In May, the New England Economic Partnership published a report in which it predicted 6,800 new jobs will be created in Rhode Island in 2006, although it didn't break out a separate prediction for the IT sector.
What kinds of jobs are available now? Providence's leading white-collar employers tend to fall into two groups: healthcare and financial services. Within each category is a wide range of career choices in the technology arena. At Citizens Bank, for example, there are currently a variety of technology-related job openings, including senior Unix engineers, senior systems analysts, business systems analysts, applications architects, senior Oracle database administrators and .NET application specialists.
Healthcare and IT will intersect in a new $20 million state program to fund a Health Information Exchange to allow healthcare providers with electronic health records to share their information securely.
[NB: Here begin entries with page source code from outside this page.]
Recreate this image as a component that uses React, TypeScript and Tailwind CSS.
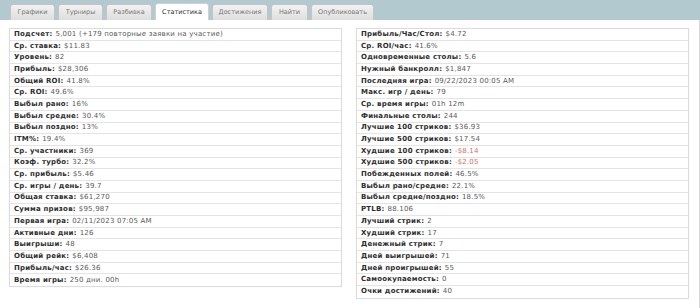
import React from "react"

type Row = { label: string; value: string; neg?: boolean }

const tabs: { name: string; w: string }[] = [
  { name: "Графики", w: "w-[45px]" },
  { name: "Турниры", w: "w-[45px]" },
  { name: "Разбивка", w: "w-[46px]" },
  { name: "Статистика", w: "w-[54px]" },
  { name: "Достижения", w: "w-[56px]" },
  { name: "Найти", w: "w-[37px]" },
  { name: "Опубликовать", w: "w-[63px]" },
]

const left: Row[] = [
  { label: "Подсчет", value: "5,001 (+179 повторные заявки на участие)" },
  { label: "Ср. ставка", value: "$11.83" },
  { label: "Уровень", value: "82" },
  { label: "Прибыль", value: "$28,306" },
  { label: "Общий ROI", value: "41.8%" },
  { label: "Ср. ROI", value: "49.6%" },
  { label: "Выбыл рано", value: "16%" },
  { label: "Выбыл средне", value: "30.4%" },
  { label: "Выбыл поздно", value: "13%" },
  { label: "ITM%", value: "19.4%" },
  { label: "Ср. участники", value: "369" },
  { label: "Коэф. турбо", value: "32.2%" },
  { label: "Ср. прибыль", value: "$5.46" },
  { label: "Ср. игры / день", value: "39.7" },
  { label: "Общая ставка", value: "$61,270" },
  { label: "Сумма призов", value: "$95,987" },
  { label: "Первая игра", value: "02/11/2023 07:05 AM" },
  { label: "Активные дни", value: "126" },
  { label: "Выигрыши", value: "48" },
  { label: "Общий рейк", value: "$6,408" },
  { label: "Прибыль/час", value: "$26.36" },
  { label: "Время игры", value: "250 дни. 00h" },
]

const right: Row[] = [
  { label: "Прибыль/Час/Стол", value: "$4.72" },
  { label: "Ср. ROI/час", value: "41.6%" },
  { label: "Одновременные столы", value: "5.6" },
  { label: "Нужный банкролл", value: "$1,847" },
  { label: "Последняя игра", value: "09/22/2023 00:05 AM" },
  { label: "Макс. игр / день", value: "79" },
  { label: "Ср. время игры", value: "01h 12m" },
  { label: "Финальные столы", value: "244" },
  { label: "Лучшие 100 стриков", value: "$36.93" },
  { label: "Лучшие 500 стриков", value: "$17.54" },
  { label: "Худшие 100 стриков", value: "-$8.14", neg: true },
  { label: "Худшие 500 стриков", value: "-$2.05", neg: true },
  { label: "Побежденных полей", value: "46.5%" },
  { label: "Выбыл рано/средне", value: "22.1%" },
  { label: "Выбыл средне/поздно", value: "18.5%" },
  { label: "PTLB", value: "88.106" },
  { label: "Лучший стрик", value: "2" },
  { label: "Худший стрик", value: "17" },
  { label: "Денежный стрик", value: "7" },
  { label: "Дней выигрышей", value: "71" },
  { label: "Дней проигрышей", value: "55" },
  { label: "Самоокупаемость", value: "0" },
  { label: "Очки достижений", value: "40" },
]

function StatList({ rows }: { rows: Row[] }) {
  return (
    <div className="flex-1 border border-[#dcdcdc] shadow-[0_0_1px_rgba(0,0,0,0.08)]">
      {rows.map((r, i) => (
        <div
          key={r.label}
          className={
            "h-[11.7px] flex items-center px-[4px] whitespace-nowrap " +
            (i < rows.length - 1 ? "border-b border-[#e4e4e4]" : "")
          }
        >
          <span className="font-bold text-[#2e2e2e]">{r.label}:</span>
          <span className={"ml-[3px] " + (r.neg ? "text-[#d47068]" : "text-[#5a5a5a]")}>{r.value}</span>
        </div>
      ))}
    </div>
  )
}

export default function App() {
  return (
    <div className="w-[700px] h-[308px] bg-white font-['DejaVu_Sans',Verdana,sans-serif] text-[7px] tracking-[0.2px] leading-none overflow-hidden">
      <div className="h-[20px] bg-[#b3c9d0] flex items-end pl-[10px] gap-[3px] text-[6.5px] tracking-normal">
        {tabs.map((t) =>
          t.name === "Статистика" ? (
            <div
              key={t.name}
              className={t.w + " h-[17px] flex items-center justify-center bg-white border border-b-0 border-[#c9d3d6] rounded-t-[3px] text-[#333]"}
            >
              {t.name}
            </div>
          ) : (
            <div
              key={t.name}
              className={t.w + " h-[16px] flex items-center justify-center bg-gradient-to-b from-[#f2f2f2] to-[#dedede] border border-b-0 border-[#c4c4c4] rounded-t-[3px] text-[#777]"}
            >
              {t.name}
            </div>
          )
        )}
      </div>
      <div className="h-[288px] border-r border-[#d8d8d8] w-[700px] pl-[9px] pr-[10px] pt-[8px] flex items-start gap-[14px]">
        <StatList rows={left} />
        <StatList rows={right} />
      </div>
    </div>
  )
}
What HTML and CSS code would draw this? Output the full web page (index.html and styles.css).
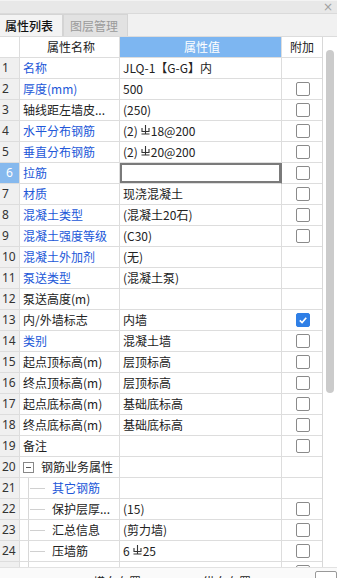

The goal, according to Governor Donald Carcieri, is to make Rhode Island a national model in the use of IT in healthcare.
And more good ideas are needed. In June, Edward M. Mazze, a University of Rhode Island professor and dean of its business school, wrote in the Providence Journal that, "Our economy continues to move away from manufacturing. Economic growth will revolve around technologies such as computing and communications and the sciences such as physics, biology and chemistry." Both the city and state seem eager to find new ways to attract the kinds of companies and workers who can make that kind of 21st-century economic growth a reality.